The courtroom erupted in laughter, and a prompt recess was called.

The officer on the stand has been nominated for this year's "Best Comeback" line -- and we think he'll win.


438.

Subject: HARVARD TEST

This was developed as an age test by an R&D department at Harvard University. Take your time and see if you can read each line aloud without a mistake. The average person over 50 years of age can't do it!

1. This is this cat
2. This is is cat 
3. This is how cat
4. This is to cat
5. This is keep cat
6. This is an cat
7. This is old cat
8. This is fart cat
9. This is busy cat
10. This is for cat
11. This is forty cat
12. This is seconds cat

Now go back and read aloud the third word in each line from the top down and I betcha you can't resist passing it on.


439.

Subject: FARMERS DAUGHTERS

"An extraordinarily handsome man decided he had the responsibility to marry the perfect woman so they could produce beautiful children beyond compare. With that as his mission he began searching for the perfect woman.

Shortly thereafter he met a farmer who had three stunning, gorgeous daughters that positively took his breath away. So he explained his mission to the farmer, asking for permission to marry one of them.

The farmer simply replied, "They're lookin' to get married, so you came to the right place. Look 'em over and pick the one you want."

The man dated the first daughter. The next day the farmer asked for the man's opinion. "Well," said the man, "she's just a weeeeee bit, not that you can hardly notice... pigeon-toed."

The farmer nodded and suggested the man date one of the other girls; so the man went out with the second daughter. The next day, the farmer again asked how things went. "Well," the man replied, "she's just a weeeee bit, not that you can hardly tell... cross-eyed."

The farmer nodded and suggested he date the third girl to see if things might be better. So he did. The next morning the man rushed in exclaiming, "She's perfect, just perfect. She's the one I want to marry."

So they were wed right away. Months later the baby was born. When the man visited the nursery he was horrified: the baby was the ugliest, most pathetic human you can imagine. He rushed to his father-in-law asking how such a thing could happen considering the beauty of the parents.

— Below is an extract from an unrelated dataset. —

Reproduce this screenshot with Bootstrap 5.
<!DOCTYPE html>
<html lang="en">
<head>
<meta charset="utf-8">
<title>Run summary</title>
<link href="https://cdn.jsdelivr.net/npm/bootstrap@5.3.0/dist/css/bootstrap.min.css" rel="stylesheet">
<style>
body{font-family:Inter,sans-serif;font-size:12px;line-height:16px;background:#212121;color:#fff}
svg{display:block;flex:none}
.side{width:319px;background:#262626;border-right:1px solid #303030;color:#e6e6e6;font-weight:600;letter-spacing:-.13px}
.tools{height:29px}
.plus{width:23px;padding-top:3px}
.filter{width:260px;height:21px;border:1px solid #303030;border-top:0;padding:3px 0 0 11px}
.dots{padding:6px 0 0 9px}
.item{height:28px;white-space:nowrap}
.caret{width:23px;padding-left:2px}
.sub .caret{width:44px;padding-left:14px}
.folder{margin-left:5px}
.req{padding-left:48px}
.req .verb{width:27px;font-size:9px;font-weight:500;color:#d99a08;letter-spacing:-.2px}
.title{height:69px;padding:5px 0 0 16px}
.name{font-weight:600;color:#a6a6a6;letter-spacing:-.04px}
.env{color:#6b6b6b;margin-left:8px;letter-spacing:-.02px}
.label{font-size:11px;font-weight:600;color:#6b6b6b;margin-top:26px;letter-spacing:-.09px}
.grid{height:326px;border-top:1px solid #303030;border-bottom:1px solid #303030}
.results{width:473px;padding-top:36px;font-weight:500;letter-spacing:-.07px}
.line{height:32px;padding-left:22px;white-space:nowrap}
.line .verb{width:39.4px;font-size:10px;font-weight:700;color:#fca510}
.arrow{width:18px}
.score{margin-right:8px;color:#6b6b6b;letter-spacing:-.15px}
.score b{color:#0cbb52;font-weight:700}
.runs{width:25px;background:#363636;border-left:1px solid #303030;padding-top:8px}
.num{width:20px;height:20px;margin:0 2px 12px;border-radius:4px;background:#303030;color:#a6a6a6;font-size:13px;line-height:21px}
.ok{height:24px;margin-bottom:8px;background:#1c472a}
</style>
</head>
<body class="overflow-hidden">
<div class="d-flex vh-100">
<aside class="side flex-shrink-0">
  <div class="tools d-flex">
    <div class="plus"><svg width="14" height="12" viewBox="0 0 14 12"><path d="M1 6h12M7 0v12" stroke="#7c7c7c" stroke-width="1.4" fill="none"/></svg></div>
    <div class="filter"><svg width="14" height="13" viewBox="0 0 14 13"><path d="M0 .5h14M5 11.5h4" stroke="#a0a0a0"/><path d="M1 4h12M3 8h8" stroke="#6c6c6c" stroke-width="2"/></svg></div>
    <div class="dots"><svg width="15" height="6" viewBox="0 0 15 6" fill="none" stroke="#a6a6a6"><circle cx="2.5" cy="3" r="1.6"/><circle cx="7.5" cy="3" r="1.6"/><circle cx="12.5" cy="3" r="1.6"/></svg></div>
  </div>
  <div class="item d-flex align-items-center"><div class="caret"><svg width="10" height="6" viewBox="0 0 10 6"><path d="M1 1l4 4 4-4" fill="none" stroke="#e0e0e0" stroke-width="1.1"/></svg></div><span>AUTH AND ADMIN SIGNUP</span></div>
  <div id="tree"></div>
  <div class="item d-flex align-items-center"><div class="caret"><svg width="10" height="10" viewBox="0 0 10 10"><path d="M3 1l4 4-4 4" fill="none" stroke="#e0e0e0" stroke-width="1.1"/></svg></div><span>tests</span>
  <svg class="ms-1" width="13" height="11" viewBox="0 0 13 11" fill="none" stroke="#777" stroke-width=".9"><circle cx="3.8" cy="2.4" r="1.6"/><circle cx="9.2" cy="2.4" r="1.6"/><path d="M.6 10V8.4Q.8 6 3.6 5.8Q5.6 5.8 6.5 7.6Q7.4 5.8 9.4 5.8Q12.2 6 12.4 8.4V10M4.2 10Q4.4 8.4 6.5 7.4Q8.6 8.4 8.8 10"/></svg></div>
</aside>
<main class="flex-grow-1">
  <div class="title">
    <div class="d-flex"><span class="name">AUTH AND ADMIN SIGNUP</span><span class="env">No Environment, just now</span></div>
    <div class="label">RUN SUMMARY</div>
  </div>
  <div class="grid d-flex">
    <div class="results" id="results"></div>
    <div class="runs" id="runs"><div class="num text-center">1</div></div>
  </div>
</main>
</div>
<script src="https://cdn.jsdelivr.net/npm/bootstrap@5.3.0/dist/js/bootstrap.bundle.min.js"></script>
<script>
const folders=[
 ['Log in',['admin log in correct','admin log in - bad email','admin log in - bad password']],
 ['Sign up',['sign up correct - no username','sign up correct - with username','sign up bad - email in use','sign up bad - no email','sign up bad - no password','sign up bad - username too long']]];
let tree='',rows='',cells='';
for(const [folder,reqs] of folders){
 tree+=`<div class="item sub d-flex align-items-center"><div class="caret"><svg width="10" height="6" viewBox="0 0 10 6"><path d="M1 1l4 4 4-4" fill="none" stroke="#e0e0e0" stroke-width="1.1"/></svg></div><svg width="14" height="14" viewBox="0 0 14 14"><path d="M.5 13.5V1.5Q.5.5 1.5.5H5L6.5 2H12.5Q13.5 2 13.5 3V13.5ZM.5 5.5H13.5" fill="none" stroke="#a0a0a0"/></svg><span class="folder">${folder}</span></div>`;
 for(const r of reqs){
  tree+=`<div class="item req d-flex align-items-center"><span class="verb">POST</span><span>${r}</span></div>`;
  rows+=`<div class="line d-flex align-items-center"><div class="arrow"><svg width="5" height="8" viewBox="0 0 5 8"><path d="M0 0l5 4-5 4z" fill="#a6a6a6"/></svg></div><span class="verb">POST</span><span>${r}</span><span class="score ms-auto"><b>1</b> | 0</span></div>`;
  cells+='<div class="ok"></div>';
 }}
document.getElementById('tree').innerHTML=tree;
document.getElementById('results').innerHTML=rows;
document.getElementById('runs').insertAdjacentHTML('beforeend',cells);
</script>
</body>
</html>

"Well," explained the farmer, "She was just a weeeee bit, not that you could hardly tell... pregnant when you met her."


440.

Fishermen & WOMEN WHO READ

One morning while on vacation a husband returns after several hours of fishing and decides to take a nap. Although not familiar with the lake, the wife decides to take the boat out. She motors out a short distance, anchors and continues to read her book. Along comes a game warden in his boat. He pulls up alongside the woman and says,"Good morning Ma'am. What are you doing?"

"Reading a book," she replies, (thinking, "Isn't that obvious?")

"You're in a restricted fishing area," he informs her.

"Yes, officer, but I'm not fishing, I'm reading."

"I see, but you have all the equipment. For all I know you could start at any moment. I'll have to take you in and write you up."

"If you do that, I'll have to charge you with sexual assault," says the woman.

"But I haven't touched you," says the game warden.

"That's true, but you have all the equipment. For all I know you could start at any moment."

"Have a nice day, Ma'am," and he left.

MORAL: NEVER ARGUE WITH A WOMAN WHO READS. IT'S LIKELY SHE CAN ALSO THINK!!!